Direction - Go through the entries one line at a time, and gather every line that has the word "page".

Material supplied -
- - -
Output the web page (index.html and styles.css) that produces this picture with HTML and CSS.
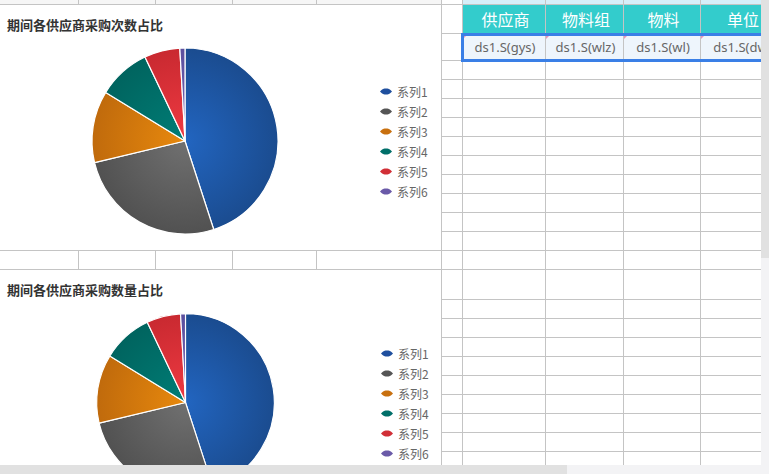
FILE: index.html
```html
<!DOCTYPE html>
<html lang="zh-CN">
<head>
    <meta charset="UTF-8">
    <title>采购报表设计</title>
    <link rel="stylesheet" href="styles.css">
</head>
<body>

<div class="app">
    <div class="main">
        <!-- Zona de gráficos -->
        <div class="left">
            <div class="strip strip-top"><span></span><span></span><span></span><span></span><span></span></div>

            <section class="chart">
                <h2 class="chart-title">期间各供应商采购次数占比</h2>
                <div class="chart-body">
                    <svg class="pie" viewBox="0 0 200 200">
                        <defs>
                            <radialGradient id="g1" gradientUnits="userSpaceOnUse" cx="100" cy="100" r="100">
                                <stop offset="0" stop-color="#2265c0"/><stop offset="1" stop-color="#1a4a8c"/>
                            </radialGradient>
                            <radialGradient id="g2" gradientUnits="userSpaceOnUse" cx="100" cy="100" r="100">
                                <stop offset="0" stop-color="#707070"/><stop offset="1" stop-color="#4f4f4f"/>
                            </radialGradient>
                            <radialGradient id="g3" gradientUnits="userSpaceOnUse" cx="100" cy="100" r="100">
                                <stop offset="0" stop-color="#e8890d"/><stop offset="1" stop-color="#bd680c"/>
                            </radialGradient>
                            <radialGradient id="g4" gradientUnits="userSpaceOnUse" cx="100" cy="100" r="100">
                                <stop offset="0" stop-color="#007d76"/><stop offset="1" stop-color="#00625d"/>
                            </radialGradient>
                            <radialGradient id="g5" gradientUnits="userSpaceOnUse" cx="100" cy="100" r="100">
                                <stop offset="0" stop-color="#ef3a42"/><stop offset="1" stop-color="#c6282f"/>
                            </radialGradient>
                            <radialGradient id="g6" gradientUnits="userSpaceOnUse" cx="100" cy="100" r="100">
                                <stop offset="0" stop-color="#7064b8"/><stop offset="1" stop-color="#5a4e9c"/>
                            </radialGradient>
                        </defs>
                        <g class="slices">
                            <path fill="url(#g1)" d="M100 100 L100 7 A93 93 0 0 1 128.74 188.45 Z"/>
                            <path fill="url(#g2)" d="M100 100 L128.74 188.45 A93 93 0 0 1 9.53 121.55 Z"/>
                            <path fill="url(#g3)" d="M100 100 L9.53 121.55 A93 93 0 0 1 20.71 51.41 Z"/>
                            <path fill="url(#g4)" d="M100 100 L20.71 51.41 A93 93 0 0 1 59.96 16.06 Z"/>
                            <path fill="url(#g5)" d="M100 100 L59.96 16.06 A93 93 0 0 1 94.81 7.15 Z"/>
                            <path fill="url(#g6)" d="M100 100 L94.81 7.15 A93 93 0 0 1 100 7 Z"/>
                        </g>
                    </svg>
                    <ul class="legend">
                        <li><svg class="mark" viewBox="0 0 12 7"><path fill="#1f4f9e" d="M0 3.5C2 1 4 .5 6 .5S10 1 12 3.5C10 6 8 6.5 6 6.5S2 6 0 3.5Z"/></svg>系列1</li>
                        <li><svg class="mark" viewBox="0 0 12 7"><path fill="#555" d="M0 3.5C2 1 4 .5 6 .5S10 1 12 3.5C10 6 8 6.5 6 6.5S2 6 0 3.5Z"/></svg>系列2</li>
                        <li><svg class="mark" viewBox="0 0 12 7"><path fill="#c8700f" d="M0 3.5C2 1 4 .5 6 .5S10 1 12 3.5C10 6 8 6.5 6 6.5S2 6 0 3.5Z"/></svg>系列3</li>
                        <li><svg class="mark" viewBox="0 0 12 7"><path fill="#006f69" d="M0 3.5C2 1 4 .5 6 .5S10 1 12 3.5C10 6 8 6.5 6 6.5S2 6 0 3.5Z"/></svg>系列4</li>
                        <li><svg class="mark" viewBox="0 0 12 7"><path fill="#d12f37" d="M0 3.5C2 1 4 .5 6 .5S10 1 12 3.5C10 6 8 6.5 6 6.5S2 6 0 3.5Z"/></svg>系列5</li>
                        <li><svg class="mark" viewBox="0 0 12 7"><path fill="#6a5aa8" d="M0 3.5C2 1 4 .5 6 .5S10 1 12 3.5C10 6 8 6.5 6 6.5S2 6 0 3.5Z"/></svg>系列6</li>
                    </ul>
                </div>
            </section>

            <div class="strip"><span></span><span></span><span></span><span></span><span></span></div>

            <section class="chart chart-small">
                <h2 class="chart-title">期间各供应商采购数量占比</h2>
                <div class="chart-body">
                    <svg class="pie" viewBox="0 0 200 200">
                        <g class="slices">
                            <path fill="url(#g1)" d="M100 100 L100 7 A93 93 0 0 1 128.74 188.45 Z"/>
                            <path fill="url(#g2)" d="M100 100 L128.74 188.45 A93 93 0 0 1 9.53 121.55 Z"/>
                            <path fill="url(#g3)" d="M100 100 L9.53 121.55 A93 93 0 0 1 20.71 51.41 Z"/>
                            <path fill="url(#g4)" d="M100 100 L20.71 51.41 A93 93 0 0 1 59.96 16.06 Z"/>
                            <path fill="url(#g5)" d="M100 100 L59.96 16.06 A93 93 0 0 1 94.81 7.15 Z"/>
                            <path fill="url(#g6)" d="M100 100 L94.81 7.15 A93 93 0 0 1 100 7 Z"/>
                        </g>
                    </svg>
                    <ul class="legend">
                        <li><svg class="mark" viewBox="0 0 12 7"><path fill="#1f4f9e" d="M0 3.5C2 1 4 .5 6 .5S10 1 12 3.5C10 6 8 6.5 6 6.5S2 6 0 3.5Z"/></svg>系列1</li>
                        <li><svg class="mark" viewBox="0 0 12 7"><path fill="#555" d="M0 3.5C2 1 4 .5 6 .5S10 1 12 3.5C10 6 8 6.5 6 6.5S2 6 0 3.5Z"/></svg>系列2</li>
                        <li><svg class="mark" viewBox="0 0 12 7"><path fill="#c8700f" d="M0 3.5C2 1 4 .5 6 .5S10 1 12 3.5C10 6 8 6.5 6 6.5S2 6 0 3.5Z"/></svg>系列3</li>
                        <li><svg class="mark" viewBox="0 0 12 7"><path fill="#006f69" d="M0 3.5C2 1 4 .5 6 .5S10 1 12 3.5C10 6 8 6.5 6 6.5S2 6 0 3.5Z"/></svg>系列4</li>
                        <li><svg class="mark" viewBox="0 0 12 7"><path fill="#d12f37" d="M0 3.5C2 1 4 .5 6 .5S10 1 12 3.5C10 6 8 6.5 6 6.5S2 6 0 3.5Z"/></svg>系列5</li>
                        <li><svg class="mark" viewBox="0 0 12 7"><path fill="#6a5aa8" d="M0 3.5C2 1 4 .5 6 .5S10 1 12 3.5C10 6 8 6.5 6 6.5S2 6 0 3.5Z"/></svg>系列6</li>
                    </ul>
                </div>
            </section>
        </div>

        <!-- Hoja de datos -->
        <div class="right">
            <div class="grid" id="grid">
                <div></div><div class="cell-top"></div><div class="cell-top"></div><div class="cell-top"></div><div class="cell-top"></div>

                <div></div>
                <div class="head">供应商</div>
                <div class="head">物料组</div>
                <div class="head">物料</div>
                <div class="head">单位</div>

                <div></div>
                <div class="data">ds1.S(gys)</div>
                <div class="data">ds1.S(wlz)</div>
                <div class="data">ds1.S(wl)</div>
                <div class="data">ds1.S(dw)</div>

                <div class="sel"></div>
            </div>
        </div>

        <div class="vscroll"><div class="thumb"></div></div>
    </div>

    <div class="hscroll"><div class="thumb"></div><div class="corner"></div></div>
</div>

<script>
    // Filas vacías de la hoja
    const grid = document.getElementById('grid');
    for (let i = 0; i < 22 * 5; i++) {
        grid.appendChild(document.createElement('div'));
    }
</script>

</body>
</html>
```

FILE: styles.css
```css
/* Estilos generales */
body {
    margin: 0;
    font-family: "Noto Sans", "Noto Sans CJK SC", sans-serif;
    background-color: #fff;
}

.app {
    width: 769px;
    height: 474px;
    display: flex;
    flex-direction: column;
    overflow: hidden;
}

.main {
    display: flex;
    height: 465px;
    overflow: hidden;
}

/* Zona de gráficos */
.left {
    width: 441px;
    flex-shrink: 0;
    border-right: 1px solid #c4c4c4;
    display: grid;
    grid-template-rows: 4px 245px 18px 1fr;
    row-gap: 1px;
    background-color: #c4c4c4;
}

.strip {
    display: grid;
    grid-template-columns: 78px 76px 76px 83px 1fr;
    column-gap: 1px;
}

.strip span {
    background-color: #fff;
}

.strip-top span {
    background-color: #f6f6f6;
}

.chart {
    background-color: #fff;
    overflow: hidden;
}

.chart-title {
    margin: 0;
    padding: 12px 7px 0;
    font-family: "Noto Sans CJK SC", sans-serif;
    font-size: 13px;
    line-height: 16px;
    font-weight: bold;
    color: #333;
}

.chart-body {
    display: flex;
    align-items: flex-start;
    margin-top: 8px;
}

.pie {
    flex-shrink: 0;
    width: 200px;
    height: 200px;
    margin-left: 85px;
}

.slices path {
    stroke: #fff;
    stroke-width: 1.2;
    stroke-linejoin: round;
}

.legend {
    list-style: none;
    margin: 40px 0 0 95px;
    padding: 0;
}

.legend li {
    display: flex;
    align-items: center;
    gap: 5px;
    height: 20px;
    font-family: "Noto Sans CJK SC", sans-serif;
    font-size: 12px;
    color: #666;
}

.mark {
    width: 12px;
    height: 7px;
}

.chart-small .chart-body {
    margin-top: 9px;
}

.chart-small .pie {
    width: 191px;
    height: 191px;
    margin-left: 90px;
}

.chart-small .legend {
    margin: 36px 0 0 100px;
}

/* Hoja de datos */
.right {
    flex: 1;
    overflow: hidden;
}

.grid {
    position: relative;
    width: max-content;
    display: grid;
    grid-template-columns: 20px 82px 77px 76px 81px;
    grid-template-rows: 4px 28px 26px repeat(11, 18px) 29px;
    grid-auto-rows: 18px;
    gap: 1px;
    background-color: #c4c4c4;
}

.grid > div {
    background-color: #fff;
}

.grid > .cell-top {
    background-color: #d6eff9;
}

.grid > .head {
    background-color: #33cccc;
    color: #fff;
    font-family: "Noto Sans CJK SC", sans-serif;
    font-size: 16px;
    display: flex;
    align-items: center;
    justify-content: center;
    padding-left: 3px;
}

.grid > .data {
    position: relative;
    background-color: #eef5fc;
    color: #666;
    font-size: 13px;
    display: flex;
    align-items: center;
    justify-content: center;
    padding-left: 2px;
}

.data::before {
    content: "";
    position: absolute;
    top: 1px;
    left: 0;
    border-left: 4px solid #e493bb;
    border-bottom: 4px solid transparent;
}

/* Selección */
.grid > .sel {
    position: absolute;
    grid-row: 3 / 4;
    grid-column: 2 / 6;
    inset: -1px -1px -2px -2px;
    border: 3px solid #3a7fe6;
    background: transparent;
}

/* Barras de desplazamiento */
.vscroll {
    width: 8px;
    flex-shrink: 0;
    background-color: #f3f3f5;
}

.vscroll .thumb {
    height: 258px;
    background-color: #e1e1e1;
}

.hscroll {
    height: 9px;
    display: flex;
    background-color: #f3f3f5;
}

.hscroll .thumb {
    width: 567px;
    background-color: #e1e1e1;
}

.hscroll .corner {
    margin-left: auto;
    width: 8px;
}
```
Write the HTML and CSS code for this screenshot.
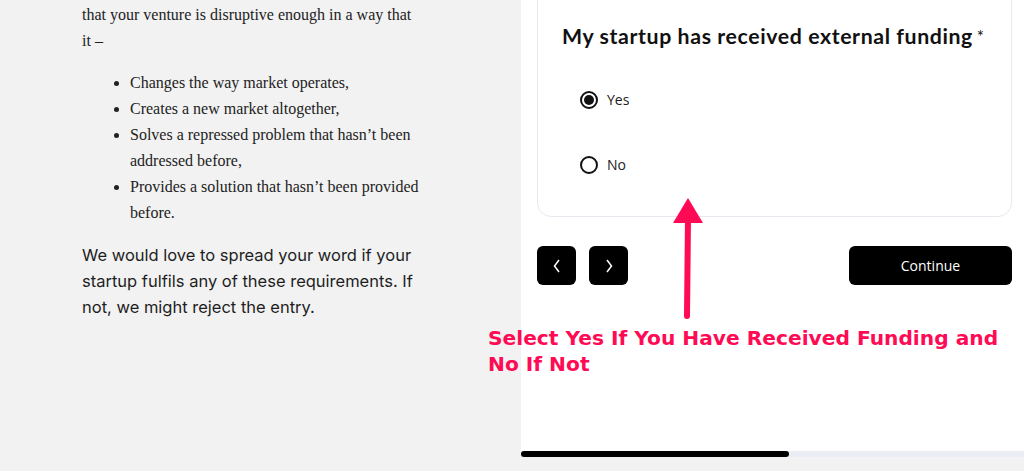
FILE: index.html
```html
<!DOCTYPE html>
<html lang="en">
<head>
    <meta charset="UTF-8">
    <title>Startup form</title>
    <link rel="stylesheet" href="styles.css">
</head>
<body>
<div class="page">
    <div class="article">
        <p class="serif">that your venture is disruptive enough in a way that it &ndash;</p>
        <ul class="serif">
            <li>Changes the way market operates,</li>
            <li>Creates a new market altogether,</li>
            <li>Solves a repressed problem that hasn&rsquo;t been addressed before,</li>
            <li>Provides a solution that hasn&rsquo;t been provided before.</li>
        </ul>
        <p class="sans">We would love to spread your word if your startup fulfils any of these requirements. If not, we might reject the entry.</p>
    </div>
    <div class="side">
        <div class="panel">
            <div class="card">
                <h2>My startup has received external funding <span class="req">*</span></h2>
                <div class="option">
                    <span class="radio checked"></span>Yes
                </div>
                <div class="option">
                    <span class="radio"></span>No
                </div>
            </div>
            <div class="actions">
                <button class="nav">
                    <svg width="10" height="16" viewBox="0 0 10 16"><polyline points="7,2 2.5,8 7,14" fill="none" stroke="#fff" stroke-width="1.5"/></svg>
                </button>
                <button class="nav">
                    <svg width="10" height="16" viewBox="0 0 10 16"><polyline points="3,2 7.5,8 3,14" fill="none" stroke="#fff" stroke-width="1.5"/></svg>
                </button>
                <button class="continue">Continue</button>
            </div>
        </div>
        <div class="progress"><div class="progress-fill"></div></div>
    </div>
</div>

<div class="note">
    <svg class="arrow" width="40" height="124" viewBox="0 0 40 124">
        <polygon points="20,0 35,25 5,25" fill="#ff0a54"/>
        <line x1="20" y1="20" x2="19" y2="118" stroke="#ff0a54" stroke-width="6" stroke-linecap="round"/>
    </svg>
    <p class="note-text">Select Yes If You Have Received Funding and No If Not</p>
</div>
</body>
</html>
```

FILE: styles.css
```css
body {
    margin: 0;
    background: #f2f2f2;
    height: 471px;
    overflow: hidden;
}

.page {
    display: grid;
    grid-template-columns: 521px 1fr;
}

.article {
    padding: 0 99px 0 82px;
    color: #222;
}

.serif {
    font-family: "Liberation Serif", serif;
    font-size: 16px;
    line-height: 26px;
}

p.serif {
    margin: 2px 0 16px;
}

ul.serif {
    margin: 0 0 16px;
    padding-left: 48px;
}

.sans {
    font-family: Inter, sans-serif;
    font-size: 16.5px;
    line-height: 26px;
    margin: 0;
    color: #1e1e1e;
}

.side {
    display: flex;
    flex-direction: column;
}

.panel {
    background: #fff;
    height: 451px;
    padding: 0 12px 0 16px;
}

.card {
    margin-top: -20px;
    border: 1px solid #e6eaf0;
    border-radius: 14px;
    padding: 42px 24px 19px;
}

.card h2 {
    margin: 0 0 18px;
    font-family: Lato, sans-serif;
    font-weight: 700;
    font-size: 21.3px;
    letter-spacing: 0.6px;
    color: #111;
}

.req {
    font-size: 17px;
    font-weight: 400;
    vertical-align: 1px;
    margin-left: -2px;
}

.option {
    display: flex;
    align-items: center;
    gap: 9px;
    height: 65px;
    padding-left: 18px;
    font-family: "Open Sans", sans-serif;
    font-size: 14px;
    color: #222;
}

.radio {
    width: 14px;
    height: 14px;
    border: 2px solid #111;
    border-radius: 50%;
    display: flex;
    align-items: center;
    justify-content: center;
}

.radio.checked::after {
    content: "";
    width: 10px;
    height: 10px;
    border-radius: 50%;
    background: #111;
}

.actions {
    display: flex;
    gap: 13px;
    margin-top: 29px;
}

button {
    background: #000;
    border: none;
    border-radius: 6px;
    height: 39px;
    color: #fff;
    cursor: pointer;
}

.nav {
    width: 39px;
    display: flex;
    align-items: center;
    justify-content: center;
}

.continue {
    margin-left: auto;
    width: 163px;
    font-family: "Open Sans", sans-serif;
    font-size: 14px;
}

.progress {
    height: 6px;
    background: #eaeef4;
}

.progress-fill {
    width: 268px;
    height: 6px;
    background: #000;
    border-radius: 3px;
}

.note {
    position: absolute;
    left: 488px;
    top: 198px;
    width: 530px;
}

.arrow {
    display: block;
    margin-left: 180px;
}

.note-text {
    margin: 3px 0 0;
    font-family: "DejaVu Sans", sans-serif;
    font-weight: 700;
    font-size: 20.2px;
    line-height: 26px;
    color: #ff0a54;
}
```
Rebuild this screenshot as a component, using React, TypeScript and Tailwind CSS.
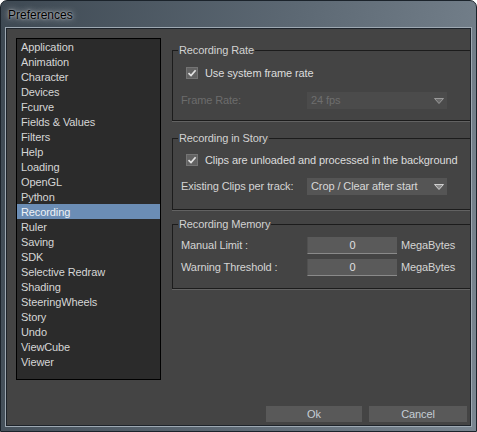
- - -
Full output -
Output the web page (index.html and styles.css) that produces this picture with HTML and CSS.
<div class="page">
.page {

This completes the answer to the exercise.